-------- Given material

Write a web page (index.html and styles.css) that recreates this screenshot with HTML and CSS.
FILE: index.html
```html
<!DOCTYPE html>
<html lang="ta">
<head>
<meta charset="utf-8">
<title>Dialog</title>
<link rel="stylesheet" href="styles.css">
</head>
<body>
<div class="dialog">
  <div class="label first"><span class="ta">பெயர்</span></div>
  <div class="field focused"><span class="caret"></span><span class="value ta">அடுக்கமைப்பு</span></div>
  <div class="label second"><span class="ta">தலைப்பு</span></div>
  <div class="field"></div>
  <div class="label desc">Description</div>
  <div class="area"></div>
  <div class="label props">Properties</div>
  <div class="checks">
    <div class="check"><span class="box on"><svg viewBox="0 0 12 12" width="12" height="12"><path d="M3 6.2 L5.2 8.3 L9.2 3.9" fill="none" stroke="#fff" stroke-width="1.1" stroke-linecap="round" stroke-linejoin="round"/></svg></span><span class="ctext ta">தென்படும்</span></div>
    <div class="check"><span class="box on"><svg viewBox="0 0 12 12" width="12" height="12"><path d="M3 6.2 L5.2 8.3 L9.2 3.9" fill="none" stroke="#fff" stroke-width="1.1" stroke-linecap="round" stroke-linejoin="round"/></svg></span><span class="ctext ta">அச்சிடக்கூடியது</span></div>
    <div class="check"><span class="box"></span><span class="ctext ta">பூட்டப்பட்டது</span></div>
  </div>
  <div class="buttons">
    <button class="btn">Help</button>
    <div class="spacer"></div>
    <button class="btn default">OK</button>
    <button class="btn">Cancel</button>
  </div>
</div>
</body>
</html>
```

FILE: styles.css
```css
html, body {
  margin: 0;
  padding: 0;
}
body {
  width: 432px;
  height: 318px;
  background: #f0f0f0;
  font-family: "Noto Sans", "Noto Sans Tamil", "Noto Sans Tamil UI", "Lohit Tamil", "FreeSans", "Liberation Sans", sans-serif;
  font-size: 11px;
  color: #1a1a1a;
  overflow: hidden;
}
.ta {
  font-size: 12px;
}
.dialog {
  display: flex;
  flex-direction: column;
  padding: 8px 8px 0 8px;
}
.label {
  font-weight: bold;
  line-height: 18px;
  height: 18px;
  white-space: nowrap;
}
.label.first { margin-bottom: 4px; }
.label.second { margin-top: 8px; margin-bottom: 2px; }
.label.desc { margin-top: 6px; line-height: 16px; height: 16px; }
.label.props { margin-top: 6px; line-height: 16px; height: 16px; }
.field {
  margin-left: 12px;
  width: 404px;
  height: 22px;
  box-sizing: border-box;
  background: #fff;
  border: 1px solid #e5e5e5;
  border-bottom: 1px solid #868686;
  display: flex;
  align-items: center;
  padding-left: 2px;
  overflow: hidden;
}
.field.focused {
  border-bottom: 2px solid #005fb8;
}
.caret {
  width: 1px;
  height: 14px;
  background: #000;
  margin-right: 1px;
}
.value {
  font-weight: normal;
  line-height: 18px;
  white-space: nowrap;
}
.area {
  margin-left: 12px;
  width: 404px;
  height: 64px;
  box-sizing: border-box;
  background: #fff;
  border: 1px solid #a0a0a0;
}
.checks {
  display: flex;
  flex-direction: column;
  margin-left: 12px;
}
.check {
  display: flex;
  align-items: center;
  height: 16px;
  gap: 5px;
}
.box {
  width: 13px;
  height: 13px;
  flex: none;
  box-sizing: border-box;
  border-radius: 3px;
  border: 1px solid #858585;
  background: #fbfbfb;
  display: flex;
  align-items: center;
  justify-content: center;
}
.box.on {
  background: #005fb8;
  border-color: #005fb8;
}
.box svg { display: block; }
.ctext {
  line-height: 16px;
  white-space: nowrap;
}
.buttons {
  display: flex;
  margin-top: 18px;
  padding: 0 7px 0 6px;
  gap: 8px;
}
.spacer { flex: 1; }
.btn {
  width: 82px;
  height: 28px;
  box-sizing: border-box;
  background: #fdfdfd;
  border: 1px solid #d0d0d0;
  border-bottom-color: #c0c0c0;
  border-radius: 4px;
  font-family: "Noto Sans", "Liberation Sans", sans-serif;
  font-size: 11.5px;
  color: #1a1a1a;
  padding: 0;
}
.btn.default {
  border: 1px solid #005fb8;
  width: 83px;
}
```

----------------

**To be done**: Extract each line from the listing above, please, and repeat it exactly.

**Exercise output**:
Write a web page (index.html and styles.css) that recreates this screenshot with HTML and CSS.
FILE: index.html
```html
<!DOCTYPE html>
<html lang="ta">
<head>
<meta charset="utf-8">
<title>Dialog</title>
<link rel="stylesheet" href="styles.css">
</head>
<body>
<div class="dialog">
  <div class="label first"><span class="ta">பெயர்</span></div>
  <div class="field focused"><span class="caret"></span><span class="value ta">அடுக்கமைப்பு</span></div>
  <div class="label second"><span class="ta">தலைப்பு</span></div>
  <div class="field"></div>
  <div class="label desc">Description</div>
  <div class="area"></div>
  <div class="label props">Properties</div>
  <div class="checks">
    <div class="check"><span class="box on"><svg viewBox="0 0 12 12" width="12" height="12"><path d="M3 6.2 L5.2 8.3 L9.2 3.9" fill="none" stroke="#fff" stroke-width="1.1" stroke-linecap="round" stroke-linejoin="round"/></svg></span><span class="ctext ta">தென்படும்</span></div>
    <div class="check"><span class="box on"><svg viewBox="0 0 12 12" width="12" height="12"><path d="M3 6.2 L5.2 8.3 L9.2 3.9" fill="none" stroke="#fff" stroke-width="1.1" stroke-linecap="round" stroke-linejoin="round"/></svg></span><span class="ctext ta">அச்சிடக்கூடியது</span></div>
    <div class="check"><span class="box"></span><span class="ctext ta">பூட்டப்பட்டது</span></div>
  </div>
  <div class="buttons">
    <button class="btn">Help</button>
    <div class="spacer"></div>
    <button class="btn default">OK</button>
    <button class="btn">Cancel</button>
  </div>
</div>
</body>
</html>
```

FILE: styles.css
```css
html, body {
  margin: 0;
  padding: 0;
}
body {
  width: 432px;
  height: 318px;
  background: #f0f0f0;
  font-family: "Noto Sans", "Noto Sans Tamil", "Noto Sans Tamil UI", "Lohit Tamil", "FreeSans", "Liberation Sans", sans-serif;
  font-size: 11px;
  color: #1a1a1a;
  overflow: hidden;
}
.ta {
  font-size: 12px;
}
.dialog {
  display: flex;
  flex-direction: column;
  padding: 8px 8px 0 8px;
}
.label {
  font-weight: bold;
  line-height: 18px;
  height: 18px;
  white-space: nowrap;
}
.label.first { margin-bottom: 4px; }
.label.second { margin-top: 8px; margin-bottom: 2px; }
.label.desc { margin-top: 6px; line-height: 16px; height: 16px; }
.label.props { margin-top: 6px; line-height: 16px; height: 16px; }
.field {
  margin-left: 12px;
  width: 404px;
  height: 22px;
  box-sizing: border-box;
  background: #fff;
  border: 1px solid #e5e5e5;
  border-bottom: 1px solid #868686;
  display: flex;
  align-items: center;
  padding-left: 2px;
  overflow: hidden;
}
.field.focused {
  border-bottom: 2px solid #005fb8;
}
.caret {
  width: 1px;
  height: 14px;
  background: #000;
  margin-right: 1px;
}
.value {
  font-weight: normal;
  line-height: 18px;
  white-space: nowrap;
}
.area {
  margin-left: 12px;
  width: 404px;
  height: 64px;
  box-sizing: border-box;
  background: #fff;
  border: 1px solid #a0a0a0;
}
.checks {
  display: flex;
  flex-direction: column;
  margin-left: 12px;
}
.check {
  display: flex;
  align-items: center;
  height: 16px;
  gap: 5px;
}
.box {
  width: 13px;
  height: 13px;
  flex: none;
  box-sizing: border-box;
  border-radius: 3px;
  border: 1px solid #858585;
  background: #fbfbfb;
  display: flex;
  align-items: center;
  justify-content: center;
}
.box.on {
  background: #005fb8;
  border-color: #005fb8;
}
.box svg { display: block; }
.ctext {
  line-height: 16px;
  white-space: nowrap;
}
.buttons {
  display: flex;
  margin-top: 18px;
  padding: 0 7px 0 6px;
  gap: 8px;
}
.spacer { flex: 1; }
.btn {
  width: 82px;
  height: 28px;
  box-sizing: border-box;
  background: #fdfdfd;
  border: 1px solid #d0d0d0;
  border-bottom-color: #c0c0c0;
  border-radius: 4px;
  font-family: "Noto Sans", "Liberation Sans", sans-serif;
  font-size: 11.5px;
  color: #1a1a1a;
  padding: 0;
}
.btn.default {
  border: 1px solid #005fb8;
  width: 83px;
}
```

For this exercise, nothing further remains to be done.